Material provided:
* start *

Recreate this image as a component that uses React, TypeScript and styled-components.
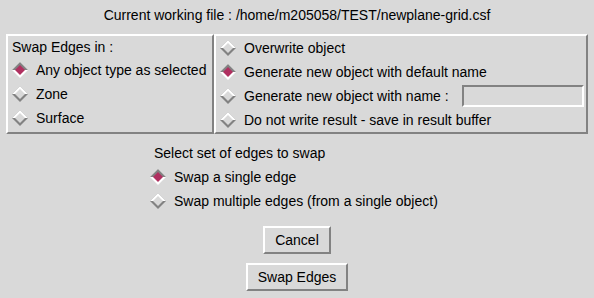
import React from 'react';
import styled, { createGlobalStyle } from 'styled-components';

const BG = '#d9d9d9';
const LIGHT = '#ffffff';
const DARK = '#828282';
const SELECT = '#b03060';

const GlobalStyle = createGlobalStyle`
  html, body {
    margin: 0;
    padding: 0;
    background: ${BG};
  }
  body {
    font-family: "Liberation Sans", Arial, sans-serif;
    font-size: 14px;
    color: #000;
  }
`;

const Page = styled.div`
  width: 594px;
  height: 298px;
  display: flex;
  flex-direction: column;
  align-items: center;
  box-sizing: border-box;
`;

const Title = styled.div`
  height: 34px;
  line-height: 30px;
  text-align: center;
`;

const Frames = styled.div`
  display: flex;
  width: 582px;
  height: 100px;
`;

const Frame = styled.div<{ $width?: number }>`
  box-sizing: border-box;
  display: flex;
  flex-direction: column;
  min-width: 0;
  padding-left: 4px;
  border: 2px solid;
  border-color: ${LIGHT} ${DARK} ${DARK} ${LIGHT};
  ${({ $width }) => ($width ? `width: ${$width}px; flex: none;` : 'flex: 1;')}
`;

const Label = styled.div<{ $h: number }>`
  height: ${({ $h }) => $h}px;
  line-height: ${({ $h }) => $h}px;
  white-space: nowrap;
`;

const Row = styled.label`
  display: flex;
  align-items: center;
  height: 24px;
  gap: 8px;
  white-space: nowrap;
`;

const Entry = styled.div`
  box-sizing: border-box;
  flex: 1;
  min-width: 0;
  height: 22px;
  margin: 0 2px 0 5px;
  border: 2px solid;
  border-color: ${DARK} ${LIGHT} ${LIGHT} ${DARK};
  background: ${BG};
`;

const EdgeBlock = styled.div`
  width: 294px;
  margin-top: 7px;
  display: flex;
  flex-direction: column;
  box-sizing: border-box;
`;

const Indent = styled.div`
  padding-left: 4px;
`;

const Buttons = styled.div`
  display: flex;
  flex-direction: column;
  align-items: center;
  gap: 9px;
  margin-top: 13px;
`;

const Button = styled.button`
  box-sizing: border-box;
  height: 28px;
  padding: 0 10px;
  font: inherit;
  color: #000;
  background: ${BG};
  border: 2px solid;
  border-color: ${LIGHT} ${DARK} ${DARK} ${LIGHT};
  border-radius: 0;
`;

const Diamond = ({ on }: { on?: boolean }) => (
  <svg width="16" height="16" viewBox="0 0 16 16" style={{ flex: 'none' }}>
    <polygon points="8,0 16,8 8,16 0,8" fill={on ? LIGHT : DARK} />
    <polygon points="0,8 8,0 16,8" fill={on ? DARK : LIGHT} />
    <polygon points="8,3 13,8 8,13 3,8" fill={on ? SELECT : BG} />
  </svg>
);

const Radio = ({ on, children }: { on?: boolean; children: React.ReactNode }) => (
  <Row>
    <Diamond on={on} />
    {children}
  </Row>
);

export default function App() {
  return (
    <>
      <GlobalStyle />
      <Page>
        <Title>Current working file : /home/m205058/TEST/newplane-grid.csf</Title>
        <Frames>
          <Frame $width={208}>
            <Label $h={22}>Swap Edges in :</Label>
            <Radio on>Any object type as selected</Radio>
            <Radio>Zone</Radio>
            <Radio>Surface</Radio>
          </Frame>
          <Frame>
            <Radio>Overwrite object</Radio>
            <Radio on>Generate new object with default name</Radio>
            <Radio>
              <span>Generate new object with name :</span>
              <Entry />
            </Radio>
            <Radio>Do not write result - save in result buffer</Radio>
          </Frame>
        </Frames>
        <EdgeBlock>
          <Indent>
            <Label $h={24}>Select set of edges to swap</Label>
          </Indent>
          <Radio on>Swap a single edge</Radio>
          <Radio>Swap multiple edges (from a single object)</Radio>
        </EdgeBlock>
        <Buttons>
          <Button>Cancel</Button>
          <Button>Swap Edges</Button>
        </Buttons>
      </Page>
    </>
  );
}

* end *

Required task: Begin at the first line of the material and copy each line exactly through the one containing "const SELECT = '#b03060';". Omit pictures.

Expected output:
Recreate this image as a component that uses React, TypeScript and styled-components.
import React from 'react';
import styled, { createGlobalStyle } from 'styled-components';

const BG = '#d9d9d9';
const LIGHT = '#ffffff';
const DARK = '#828282';
const SELECT = '#b03060';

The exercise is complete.